* **Directions**: Find the lines below that contain the string "styles". Copy each one.

--- Start ---

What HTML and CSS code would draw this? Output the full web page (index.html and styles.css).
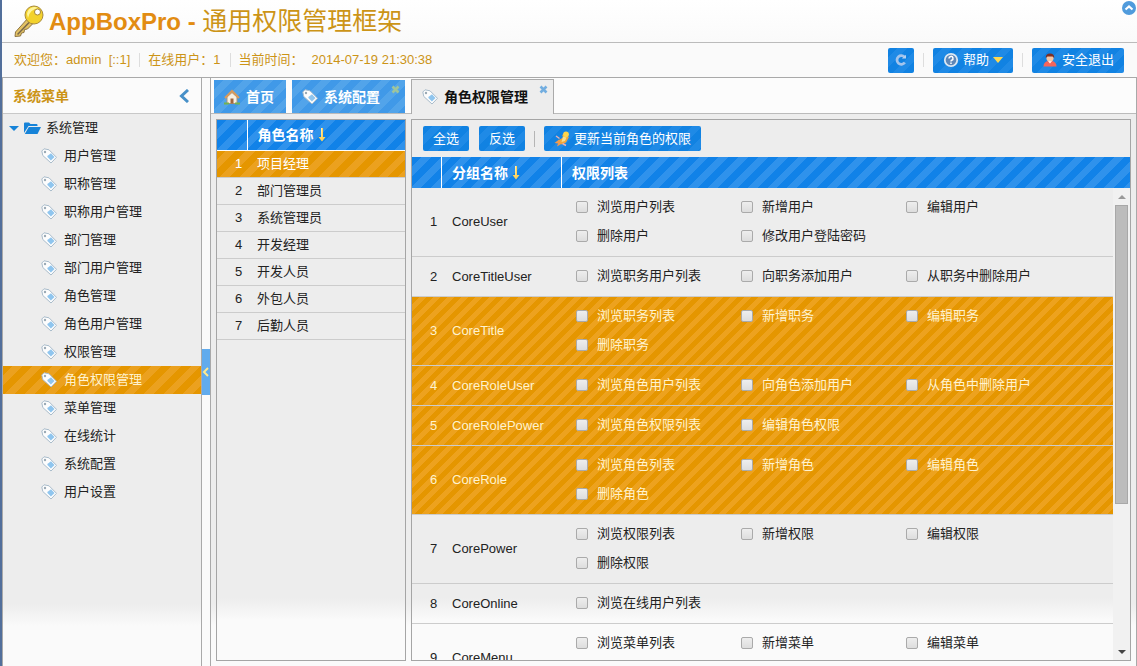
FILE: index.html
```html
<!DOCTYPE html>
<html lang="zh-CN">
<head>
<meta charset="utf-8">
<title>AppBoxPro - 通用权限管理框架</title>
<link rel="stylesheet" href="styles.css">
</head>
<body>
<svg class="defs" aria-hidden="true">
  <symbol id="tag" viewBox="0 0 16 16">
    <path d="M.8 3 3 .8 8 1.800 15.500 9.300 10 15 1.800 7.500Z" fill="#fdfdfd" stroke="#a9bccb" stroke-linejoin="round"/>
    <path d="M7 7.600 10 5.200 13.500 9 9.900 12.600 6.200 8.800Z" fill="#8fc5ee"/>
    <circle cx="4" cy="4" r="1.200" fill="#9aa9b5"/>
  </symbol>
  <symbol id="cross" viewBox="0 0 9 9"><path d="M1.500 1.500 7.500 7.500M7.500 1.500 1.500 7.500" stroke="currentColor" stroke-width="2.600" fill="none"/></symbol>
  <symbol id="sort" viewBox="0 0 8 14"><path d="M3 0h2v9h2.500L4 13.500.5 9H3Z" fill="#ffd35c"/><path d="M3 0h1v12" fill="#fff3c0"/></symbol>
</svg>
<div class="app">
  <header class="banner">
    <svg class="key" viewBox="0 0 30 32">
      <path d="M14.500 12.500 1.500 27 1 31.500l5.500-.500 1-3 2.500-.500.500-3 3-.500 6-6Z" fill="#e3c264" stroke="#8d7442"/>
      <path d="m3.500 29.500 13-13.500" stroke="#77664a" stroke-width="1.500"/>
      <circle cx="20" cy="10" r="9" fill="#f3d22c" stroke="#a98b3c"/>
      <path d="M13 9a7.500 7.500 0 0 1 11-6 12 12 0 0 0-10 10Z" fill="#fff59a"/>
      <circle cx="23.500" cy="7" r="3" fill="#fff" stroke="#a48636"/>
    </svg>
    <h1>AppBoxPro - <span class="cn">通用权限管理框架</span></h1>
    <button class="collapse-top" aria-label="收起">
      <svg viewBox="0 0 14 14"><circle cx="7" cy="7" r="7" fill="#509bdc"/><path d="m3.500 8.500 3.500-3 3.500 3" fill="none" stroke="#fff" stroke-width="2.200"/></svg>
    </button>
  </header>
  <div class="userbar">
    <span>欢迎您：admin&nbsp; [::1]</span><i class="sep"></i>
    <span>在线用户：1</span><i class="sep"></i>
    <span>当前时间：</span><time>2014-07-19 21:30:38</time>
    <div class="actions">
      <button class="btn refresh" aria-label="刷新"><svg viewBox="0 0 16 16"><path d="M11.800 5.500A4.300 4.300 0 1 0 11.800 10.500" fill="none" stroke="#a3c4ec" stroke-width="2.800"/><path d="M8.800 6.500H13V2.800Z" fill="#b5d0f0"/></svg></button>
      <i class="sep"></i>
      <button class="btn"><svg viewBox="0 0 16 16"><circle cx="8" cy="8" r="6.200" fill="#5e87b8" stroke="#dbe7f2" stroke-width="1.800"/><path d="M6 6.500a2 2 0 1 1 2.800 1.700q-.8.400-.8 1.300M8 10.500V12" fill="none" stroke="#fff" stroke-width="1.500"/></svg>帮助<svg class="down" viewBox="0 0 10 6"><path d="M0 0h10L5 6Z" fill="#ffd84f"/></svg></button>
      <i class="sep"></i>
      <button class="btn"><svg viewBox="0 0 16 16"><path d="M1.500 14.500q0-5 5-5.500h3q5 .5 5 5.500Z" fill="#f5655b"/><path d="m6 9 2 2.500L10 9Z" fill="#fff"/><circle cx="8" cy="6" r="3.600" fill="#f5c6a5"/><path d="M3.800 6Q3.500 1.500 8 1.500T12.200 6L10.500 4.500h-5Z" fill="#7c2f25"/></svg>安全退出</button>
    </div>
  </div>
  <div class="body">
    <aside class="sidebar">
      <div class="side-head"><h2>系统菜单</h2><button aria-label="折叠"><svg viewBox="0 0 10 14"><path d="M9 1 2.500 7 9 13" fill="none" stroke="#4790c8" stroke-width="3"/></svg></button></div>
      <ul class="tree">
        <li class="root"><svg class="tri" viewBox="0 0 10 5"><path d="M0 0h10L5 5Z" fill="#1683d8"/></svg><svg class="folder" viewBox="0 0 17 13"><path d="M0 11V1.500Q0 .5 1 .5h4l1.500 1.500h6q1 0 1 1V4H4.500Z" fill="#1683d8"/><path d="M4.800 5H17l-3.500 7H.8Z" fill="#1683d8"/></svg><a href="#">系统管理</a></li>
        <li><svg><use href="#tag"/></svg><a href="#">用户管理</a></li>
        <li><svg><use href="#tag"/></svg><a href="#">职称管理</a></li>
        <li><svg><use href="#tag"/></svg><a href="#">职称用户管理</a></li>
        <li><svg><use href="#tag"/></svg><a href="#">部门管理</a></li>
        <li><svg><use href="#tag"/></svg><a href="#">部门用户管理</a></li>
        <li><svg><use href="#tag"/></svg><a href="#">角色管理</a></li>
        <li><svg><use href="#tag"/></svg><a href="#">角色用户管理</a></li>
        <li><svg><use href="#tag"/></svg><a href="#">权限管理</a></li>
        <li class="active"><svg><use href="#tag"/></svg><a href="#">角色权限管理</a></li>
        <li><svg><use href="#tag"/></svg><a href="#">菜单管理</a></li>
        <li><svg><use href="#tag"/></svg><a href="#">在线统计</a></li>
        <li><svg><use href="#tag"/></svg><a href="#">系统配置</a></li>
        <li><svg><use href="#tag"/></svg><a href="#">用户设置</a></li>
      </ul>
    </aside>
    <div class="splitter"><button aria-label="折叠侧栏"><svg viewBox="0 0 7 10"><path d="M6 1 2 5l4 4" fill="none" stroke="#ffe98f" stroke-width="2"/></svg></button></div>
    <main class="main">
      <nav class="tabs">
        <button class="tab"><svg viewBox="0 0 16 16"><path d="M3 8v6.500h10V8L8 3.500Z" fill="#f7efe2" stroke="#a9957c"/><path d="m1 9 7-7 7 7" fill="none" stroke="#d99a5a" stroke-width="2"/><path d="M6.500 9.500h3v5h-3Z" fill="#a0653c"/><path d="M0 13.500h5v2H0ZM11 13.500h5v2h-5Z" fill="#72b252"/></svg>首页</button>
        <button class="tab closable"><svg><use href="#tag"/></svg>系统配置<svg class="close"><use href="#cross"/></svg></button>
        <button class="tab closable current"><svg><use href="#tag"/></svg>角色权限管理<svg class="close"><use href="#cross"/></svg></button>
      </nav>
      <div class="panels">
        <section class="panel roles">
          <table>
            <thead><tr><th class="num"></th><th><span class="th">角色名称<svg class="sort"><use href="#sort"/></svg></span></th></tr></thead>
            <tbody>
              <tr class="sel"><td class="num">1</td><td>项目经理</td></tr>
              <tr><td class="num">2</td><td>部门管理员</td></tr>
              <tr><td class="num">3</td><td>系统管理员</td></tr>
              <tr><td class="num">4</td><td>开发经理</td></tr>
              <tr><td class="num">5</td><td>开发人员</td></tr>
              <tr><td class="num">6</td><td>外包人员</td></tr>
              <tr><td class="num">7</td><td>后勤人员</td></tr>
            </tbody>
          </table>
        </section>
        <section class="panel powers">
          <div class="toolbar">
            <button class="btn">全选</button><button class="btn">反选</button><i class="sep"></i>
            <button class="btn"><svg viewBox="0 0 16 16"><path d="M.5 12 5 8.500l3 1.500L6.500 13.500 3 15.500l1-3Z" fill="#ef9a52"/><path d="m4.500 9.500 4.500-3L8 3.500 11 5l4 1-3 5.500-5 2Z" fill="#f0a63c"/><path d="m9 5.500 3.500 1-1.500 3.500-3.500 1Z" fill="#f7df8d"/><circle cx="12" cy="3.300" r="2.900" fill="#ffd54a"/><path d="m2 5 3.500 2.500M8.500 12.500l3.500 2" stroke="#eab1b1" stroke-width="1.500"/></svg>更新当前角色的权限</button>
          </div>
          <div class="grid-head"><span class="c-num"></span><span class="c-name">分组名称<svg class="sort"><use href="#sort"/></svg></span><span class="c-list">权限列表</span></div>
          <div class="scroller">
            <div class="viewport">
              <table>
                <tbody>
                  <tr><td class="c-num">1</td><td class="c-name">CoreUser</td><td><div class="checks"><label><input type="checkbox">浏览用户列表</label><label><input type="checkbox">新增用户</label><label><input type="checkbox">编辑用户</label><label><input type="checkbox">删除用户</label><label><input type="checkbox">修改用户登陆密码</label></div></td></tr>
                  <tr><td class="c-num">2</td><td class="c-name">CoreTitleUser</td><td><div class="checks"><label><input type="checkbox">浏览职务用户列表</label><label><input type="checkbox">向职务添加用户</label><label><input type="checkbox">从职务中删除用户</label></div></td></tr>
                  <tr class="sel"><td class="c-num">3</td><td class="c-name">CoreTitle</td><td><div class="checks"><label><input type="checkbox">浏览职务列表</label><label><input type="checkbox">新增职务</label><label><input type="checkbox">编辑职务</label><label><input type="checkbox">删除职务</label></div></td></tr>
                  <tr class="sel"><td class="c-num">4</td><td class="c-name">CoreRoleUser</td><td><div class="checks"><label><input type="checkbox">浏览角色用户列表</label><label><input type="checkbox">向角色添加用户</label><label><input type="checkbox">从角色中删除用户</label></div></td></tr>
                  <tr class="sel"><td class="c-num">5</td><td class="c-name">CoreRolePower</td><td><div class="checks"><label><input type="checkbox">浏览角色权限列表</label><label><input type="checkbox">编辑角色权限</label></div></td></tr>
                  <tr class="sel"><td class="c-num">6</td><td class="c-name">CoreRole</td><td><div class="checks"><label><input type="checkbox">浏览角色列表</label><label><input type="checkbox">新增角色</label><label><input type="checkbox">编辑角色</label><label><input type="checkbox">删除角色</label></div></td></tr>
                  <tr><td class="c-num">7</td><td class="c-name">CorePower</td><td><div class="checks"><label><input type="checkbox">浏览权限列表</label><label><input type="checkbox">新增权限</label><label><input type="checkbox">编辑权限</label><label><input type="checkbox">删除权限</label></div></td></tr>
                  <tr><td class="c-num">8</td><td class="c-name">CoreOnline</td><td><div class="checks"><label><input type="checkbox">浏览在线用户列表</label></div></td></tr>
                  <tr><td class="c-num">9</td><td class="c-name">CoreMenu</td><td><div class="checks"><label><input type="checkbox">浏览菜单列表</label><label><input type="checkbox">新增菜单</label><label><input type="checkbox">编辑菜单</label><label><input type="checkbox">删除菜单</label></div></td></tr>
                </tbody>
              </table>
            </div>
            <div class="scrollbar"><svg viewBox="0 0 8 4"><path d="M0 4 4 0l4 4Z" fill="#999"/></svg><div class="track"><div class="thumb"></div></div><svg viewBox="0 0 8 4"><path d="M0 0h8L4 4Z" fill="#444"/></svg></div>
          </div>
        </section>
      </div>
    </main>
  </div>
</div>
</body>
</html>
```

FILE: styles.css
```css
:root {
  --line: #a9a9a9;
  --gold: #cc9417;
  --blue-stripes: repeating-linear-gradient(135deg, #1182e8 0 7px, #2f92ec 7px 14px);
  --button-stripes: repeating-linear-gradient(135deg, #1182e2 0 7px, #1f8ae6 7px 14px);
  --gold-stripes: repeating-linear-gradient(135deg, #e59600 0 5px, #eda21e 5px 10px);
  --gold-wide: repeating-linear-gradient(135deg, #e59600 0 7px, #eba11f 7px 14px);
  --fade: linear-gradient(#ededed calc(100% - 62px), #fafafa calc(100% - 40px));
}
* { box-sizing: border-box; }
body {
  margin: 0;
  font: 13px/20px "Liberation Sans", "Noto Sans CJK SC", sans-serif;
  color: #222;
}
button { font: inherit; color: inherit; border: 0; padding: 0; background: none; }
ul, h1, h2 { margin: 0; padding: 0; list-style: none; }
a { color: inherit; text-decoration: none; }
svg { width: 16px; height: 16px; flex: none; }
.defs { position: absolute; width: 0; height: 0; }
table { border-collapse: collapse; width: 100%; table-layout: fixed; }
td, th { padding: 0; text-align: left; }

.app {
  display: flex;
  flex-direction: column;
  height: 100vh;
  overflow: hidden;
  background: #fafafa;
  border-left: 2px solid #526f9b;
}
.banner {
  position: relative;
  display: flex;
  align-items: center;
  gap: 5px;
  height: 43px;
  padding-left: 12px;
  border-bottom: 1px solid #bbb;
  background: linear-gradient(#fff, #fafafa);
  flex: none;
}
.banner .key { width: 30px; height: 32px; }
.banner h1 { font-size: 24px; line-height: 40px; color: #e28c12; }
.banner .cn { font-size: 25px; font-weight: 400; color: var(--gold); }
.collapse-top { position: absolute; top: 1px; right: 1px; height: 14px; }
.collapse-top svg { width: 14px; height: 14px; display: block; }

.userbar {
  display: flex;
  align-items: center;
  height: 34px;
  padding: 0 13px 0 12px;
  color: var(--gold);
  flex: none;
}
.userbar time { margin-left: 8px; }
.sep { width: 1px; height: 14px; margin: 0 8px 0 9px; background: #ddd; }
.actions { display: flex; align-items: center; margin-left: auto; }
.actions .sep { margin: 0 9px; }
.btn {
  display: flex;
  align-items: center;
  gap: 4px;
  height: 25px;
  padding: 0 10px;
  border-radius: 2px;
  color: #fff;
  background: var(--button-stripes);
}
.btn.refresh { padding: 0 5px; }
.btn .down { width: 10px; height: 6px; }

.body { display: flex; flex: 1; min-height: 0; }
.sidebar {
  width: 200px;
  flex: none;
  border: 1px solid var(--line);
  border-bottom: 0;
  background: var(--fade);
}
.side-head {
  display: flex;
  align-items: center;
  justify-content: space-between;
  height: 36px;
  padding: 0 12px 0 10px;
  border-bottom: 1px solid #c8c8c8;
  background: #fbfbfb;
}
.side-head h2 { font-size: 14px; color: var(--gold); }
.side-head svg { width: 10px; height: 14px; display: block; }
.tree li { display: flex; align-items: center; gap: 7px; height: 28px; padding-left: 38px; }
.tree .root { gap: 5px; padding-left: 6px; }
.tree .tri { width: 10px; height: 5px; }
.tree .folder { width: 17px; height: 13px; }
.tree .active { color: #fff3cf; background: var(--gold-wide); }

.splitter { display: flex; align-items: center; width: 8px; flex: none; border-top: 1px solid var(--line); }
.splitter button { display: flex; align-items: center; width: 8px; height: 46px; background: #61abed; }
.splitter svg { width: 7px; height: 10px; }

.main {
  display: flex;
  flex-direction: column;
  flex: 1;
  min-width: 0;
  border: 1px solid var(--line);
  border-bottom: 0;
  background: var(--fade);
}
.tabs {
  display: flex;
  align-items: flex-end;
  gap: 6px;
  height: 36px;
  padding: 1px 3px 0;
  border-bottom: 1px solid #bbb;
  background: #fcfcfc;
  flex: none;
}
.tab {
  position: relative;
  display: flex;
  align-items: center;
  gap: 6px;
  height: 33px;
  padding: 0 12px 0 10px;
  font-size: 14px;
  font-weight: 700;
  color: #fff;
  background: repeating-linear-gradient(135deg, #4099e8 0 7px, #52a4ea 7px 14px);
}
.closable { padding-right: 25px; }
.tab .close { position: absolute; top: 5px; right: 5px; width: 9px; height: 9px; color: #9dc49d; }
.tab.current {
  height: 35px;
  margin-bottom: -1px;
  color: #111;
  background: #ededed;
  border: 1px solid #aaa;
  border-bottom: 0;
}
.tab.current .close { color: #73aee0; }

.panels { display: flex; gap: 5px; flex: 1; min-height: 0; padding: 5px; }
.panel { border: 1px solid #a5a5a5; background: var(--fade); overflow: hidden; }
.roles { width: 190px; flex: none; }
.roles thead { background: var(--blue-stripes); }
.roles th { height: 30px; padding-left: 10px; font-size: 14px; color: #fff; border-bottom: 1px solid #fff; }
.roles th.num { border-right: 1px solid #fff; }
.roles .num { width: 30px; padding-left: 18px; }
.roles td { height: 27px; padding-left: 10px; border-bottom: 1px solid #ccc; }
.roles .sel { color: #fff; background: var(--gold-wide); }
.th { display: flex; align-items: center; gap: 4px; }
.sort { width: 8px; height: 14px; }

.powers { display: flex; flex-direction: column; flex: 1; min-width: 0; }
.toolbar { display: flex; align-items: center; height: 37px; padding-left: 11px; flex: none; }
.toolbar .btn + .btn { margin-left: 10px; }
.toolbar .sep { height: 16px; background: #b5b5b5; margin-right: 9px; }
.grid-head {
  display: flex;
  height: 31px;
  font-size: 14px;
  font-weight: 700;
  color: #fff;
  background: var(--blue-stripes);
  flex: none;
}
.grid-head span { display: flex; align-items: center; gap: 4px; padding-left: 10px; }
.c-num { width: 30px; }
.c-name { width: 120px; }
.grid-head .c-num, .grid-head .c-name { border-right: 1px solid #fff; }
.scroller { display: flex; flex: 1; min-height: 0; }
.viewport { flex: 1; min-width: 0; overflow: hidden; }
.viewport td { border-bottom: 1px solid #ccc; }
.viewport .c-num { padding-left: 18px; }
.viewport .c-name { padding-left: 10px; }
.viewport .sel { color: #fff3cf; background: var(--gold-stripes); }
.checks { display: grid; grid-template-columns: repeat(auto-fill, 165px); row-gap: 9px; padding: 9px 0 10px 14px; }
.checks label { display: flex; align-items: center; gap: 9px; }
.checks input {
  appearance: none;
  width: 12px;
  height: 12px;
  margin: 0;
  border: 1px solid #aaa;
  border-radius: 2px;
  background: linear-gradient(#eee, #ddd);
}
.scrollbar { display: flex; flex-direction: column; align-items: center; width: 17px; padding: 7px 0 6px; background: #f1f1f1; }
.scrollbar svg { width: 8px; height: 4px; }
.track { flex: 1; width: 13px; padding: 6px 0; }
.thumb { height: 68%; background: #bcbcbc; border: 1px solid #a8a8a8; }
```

--- End ---

* **Written reply**:
What HTML and CSS code would draw this? Output the full web page (index.html and styles.css).
<link rel="stylesheet" href="styles.css">
FILE: styles.css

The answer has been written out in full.